Simultaneous Information and Energy Transmission with Short Packets and Finite Constellations

TL;DR

This paper explores the fundamental limits and code constructions for transmitting both information and energy simultaneously over a noisy channel with finite block-lengths and finite input symbols.

Contribution

It introduces necessary conditions and a novel code construction method for achieving simultaneous information and energy transfer under finite block-length constraints.

Findings

Derived inequalities linking information rate, energy rate, DEP, and EOP.

Proposed a new code family satisfying specified transmission requirements.

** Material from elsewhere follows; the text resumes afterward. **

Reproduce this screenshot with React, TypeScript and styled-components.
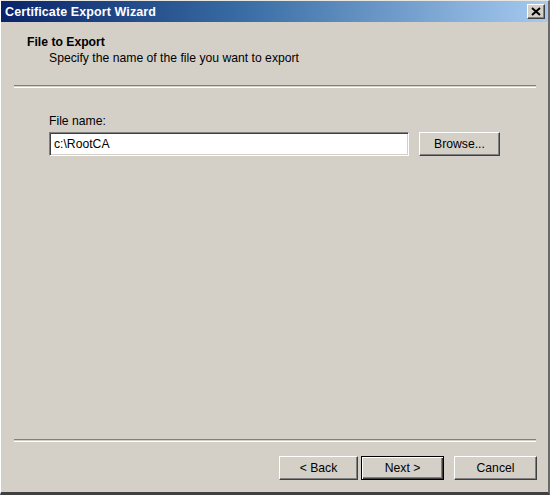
import React from "react";
import styled, { createGlobalStyle } from "styled-components";

const Global = createGlobalStyle`
  html, body { margin: 0; padding: 0; background: #d4d0c8; }
  body { font-family: "Liberation Sans", Arial, sans-serif; }
`;

const Window = styled.div`
  box-sizing: border-box;
  width: 550px;
  height: 495px;
  display: flex;
  flex-direction: column;
  background: #d4d0c8;
  border-top: 1px solid #e8e6e0;
  border-left: 1px solid #ffffff;
  border-right: 2px solid #6a6a6a;
  border-bottom: 3px solid #404040;
  font-family: "Liberation Sans", Arial, sans-serif;
  font-size: 12.2px;
  color: #000;
`;

const TitleBar = styled.div`
  height: 21px;
  display: flex;
  align-items: center;
  justify-content: space-between;
  padding: 0 3px 0 4px;
  background: linear-gradient(to right, #0a246a 0%, #3a6ea5 45%, #a6caf0 100%);
`;

const TitleText = styled.span`
  color: #fff;
  font-weight: bold;
  font-size: 12.5px;
  letter-spacing: 0.1px;
`;

const CloseButton = styled.div`
  box-sizing: border-box;
  width: 18px;
  height: 15px;
  display: flex;
  align-items: center;
  justify-content: center;
  background: #d4d0c8;
  border-top: 1px solid #fff;
  border-left: 1px solid #fff;
  border-right: 1px solid #404040;
  border-bottom: 1px solid #404040;
  box-shadow: inset -1px -1px 0 #808080;
`;

const Header = styled.div`
  padding: 13px 0 0 26px;
  height: 63px;
  box-sizing: border-box;
`;

const HeaderTitle = styled.div`
  font-weight: bold;
  line-height: 14px;
`;

const HeaderSub = styled.div`
  padding-left: 22px;
  margin-top: 2px;
  line-height: 14px;
`;

const Separator = styled.div`
  margin: 0 12px 0 13px;
  height: 1px;
  border-top: 1px solid #808080;
  border-bottom: 1px solid #ffffff;
`;

const Content = styled.div`
  flex: 1;
  padding: 26px 0 0 48px;
`;

const Label = styled.div`
  line-height: 14px;
  margin-bottom: 4px;
`;

const Row = styled.div`
  display: flex;
  align-items: center;
  gap: 10px;
`;

const TextBox = styled.div`
  box-sizing: border-box;
  width: 360px;
  height: 24px;
  display: flex;
  align-items: center;
  padding-left: 4px;
  background: #fff;
  border-top: 1px solid #808080;
  border-left: 1px solid #808080;
  border-right: 1px solid #ffffff;
  border-bottom: 1px solid #ffffff;
  box-shadow: inset 1px 1px 0 #404040, inset -1px -1px 0 #d4d0c8;
`;

const Button = styled.div<{ $w: number; $default?: boolean }>`
  box-sizing: border-box;
  width: ${(p) => p.$w}px;
  height: 24px;
  display: flex;
  align-items: center;
  justify-content: center;
  background: #d4d0c8;
  border-top: 1px solid ${(p) => (p.$default ? "#000" : "#fff")};
  border-left: 1px solid ${(p) => (p.$default ? "#000" : "#fff")};
  border-right: 1px solid ${(p) => (p.$default ? "#000" : "#404040")};
  border-bottom: 1px solid ${(p) => (p.$default ? "#000" : "#404040")};
  box-shadow: ${(p) =>
    p.$default
      ? "inset 1px 1px 0 #fff, inset -1px -1px 0 #404040, inset -2px -2px 0 #808080"
      : "inset -1px -1px 0 #808080"};
`;

const Footer = styled.div`
  display: flex;
  flex-direction: column;
`;

const ButtonRow = styled.div`
  display: flex;
  justify-content: flex-end;
  padding: 14px 11px 12px 0;
`;

const Gap = styled.div<{ $w: number }>`
  width: ${(p) => p.$w}px;
`;

export default function App() {
  return (
    <>
      <Global />
      <Window>
        <TitleBar>
          <TitleText>Certificate Export Wizard</TitleText>
          <CloseButton>
            <svg width="10" height="9" viewBox="0 0 10 9">
              <path d="M1 1 L9 8 M9 1 L1 8" stroke="#000" strokeWidth="2" />
            </svg>
          </CloseButton>
        </TitleBar>
        <Header>
          <HeaderTitle>File to Export</HeaderTitle>
          <HeaderSub>Specify the name of the file you want to export</HeaderSub>
        </Header>
        <Separator />
        <Content>
          <Label>File name:</Label>
          <Row>
            <TextBox>c:\RootCA</TextBox>
            <Button $w={81}>Browse...</Button>
          </Row>
        </Content>
        <Footer>
          <Separator />
          <ButtonRow>
            <Button $w={79}>&lt; Back</Button>
            <Gap $w={3} />
            <Button $w={83} $default>Next &gt;</Button>
            <Gap $w={10} />
            <Button $w={83}>Cancel</Button>
          </ButtonRow>
        </Footer>
      </Window>
    </>
  );
}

Identified achievable tuples of information and energy transmission parameters.

Abstract

This paper characterizes the trade-offs between information and energy transmission over an additive white Gaussian noise channel in the finite block-length regime with finite channel input symbols. These trade-offs are characterized in the form of inequalities involving the information transmission rate, energy transmission rate, decoding error probability (DEP) and energy outage probability (EOP) for a given finite block-length code. The first set of results identify the set of necessary conditions that a given code must satisfy for simultaneous information and energy transmission. Following this, a novel method for constructing a family of codes that can satisfy a target information rate, energy rate, DEP and EOP is proposed. Finally, the achievability results identify the set of tuples of information rate, energy rate, DEP and EOP that can be simultaneously achieved by the constructed family of codes.